In this study, the optimization of the external load resistance of the piezoelectric bistable energy harvester was performed for primary harmonic and subharmonic interwell motions. Firstly, the electromechanical oscillator model of the bistable energy harvester was nondimensionalized for convenience of analysis. From the frequency response analyses of the oscillator model, it was found that the primary harmonic (period-1T) and subharmonic (period-3T) interwell motions tended to cover a wide frequency band in a chain of two individual bands, which made the operating frequency band of the energy harvester broader than that found in the conventional case where only the primary harmonic motion was used for energy harvesting. Thus, the subharmonic interwell motion may also play an important role in broadband energy harvesting applications.

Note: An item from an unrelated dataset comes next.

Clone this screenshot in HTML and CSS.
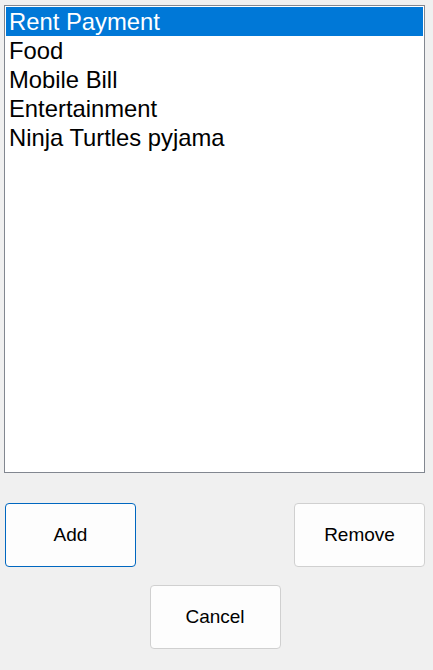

Subsequent Fourier analyses revealed that the primary harmonic and subharmonic interwell motions only had one or two important frequency components, and thus could be assumed to be in the forms of the truncated Fourier series. For each interwell motion, based on Fourier series solutions, an optimization problem for maximizing the output power of the energy harvester was formulated and solved to estimate the optimal external load resistance of the energy harvester. Direct comparisons between the analytical and numerical results supported the validity of the optimization problem and the procedure for its solution. The results show that for all period-1T and 3T interwell motions, the optimal load resistance tended to be larger as the forcing frequency of the base excitation decreased. Furthermore, the optimal load resistances for the subharmonic (period-3T) interwell motions were approximately three times larger than those for the primary harmonic (period-1T) motions. From the above observations, it was concluded that the optimal load resistance significantly depended on the actual oscillation frequency of the interwell motion, which should be considered in the design of the piezoelectric bistable energy harvester.